According to the animators at Industrial Light & Magic, the Hulk weighs 3,452 pounds (1,565.8 kilograms), and can exert fourteen tons of pressure per square inch. His skin is ten times as strong as Kevlar. His chest measures seventeen feet and four inches (5.3 meters), his waist twelve feet and ten inches (3.3 meters), his foot four feet and three inches (1.3 meters), and his neck six feet and nine inches (2 meters). If he wore shoes, they would be (U.S.) size eighty-seven. He can move at a top speed of three hundred miles (four hundred eighty-three kilometers) per hour, and cross three to four miles (4.8 to 6.4 kilometers) in a single jump.

Nick Nolte had his hair grown wildly for this movie when he was arrested on drunk driving charges and photographed for his now infamous mug shot.

Ang Lee performed the Hulk using motion-capture technology.

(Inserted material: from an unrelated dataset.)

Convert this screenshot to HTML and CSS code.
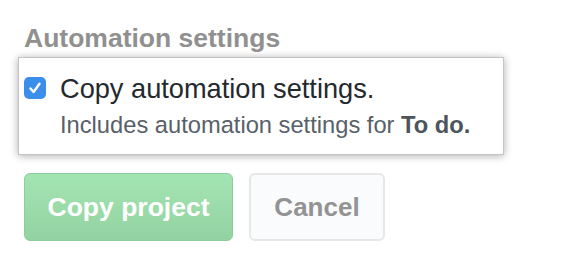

Ang Lee employed the split-screen technique to cinematically mimic the panels of a comic-book page. This required many takes of one scene, which was draining for Eric Bana. It took him four takes to film Banner's first Hulk transformation, and by the time of its completion, he was on the verge of collapse.

This film holds the record for largest second weekend box-office drop for a film that opened at number one, with a 69.7 percent drop.

When the first transformation of Banner into Hulk occurs, the color of the Hulk is either gray or greenish-gray. This is an homage to the first appearance of the Hulk, when he was actually gray in his debut comic (May 1962). The publisher couldn't do gray very well, so Stan Lee changed the color to green, simply because green hadn't been used much by other characters. From the second transformation, he maintains his prominent emerald hue.

CAMEO:Lou Ferrigno: (At around twelve minutes) As a security guard. 

CAMEO: Stan Lee: (At around twelve minutes) The creator of the Hulk (1962) appeared as a security guard. Lee ad-libbed his lines.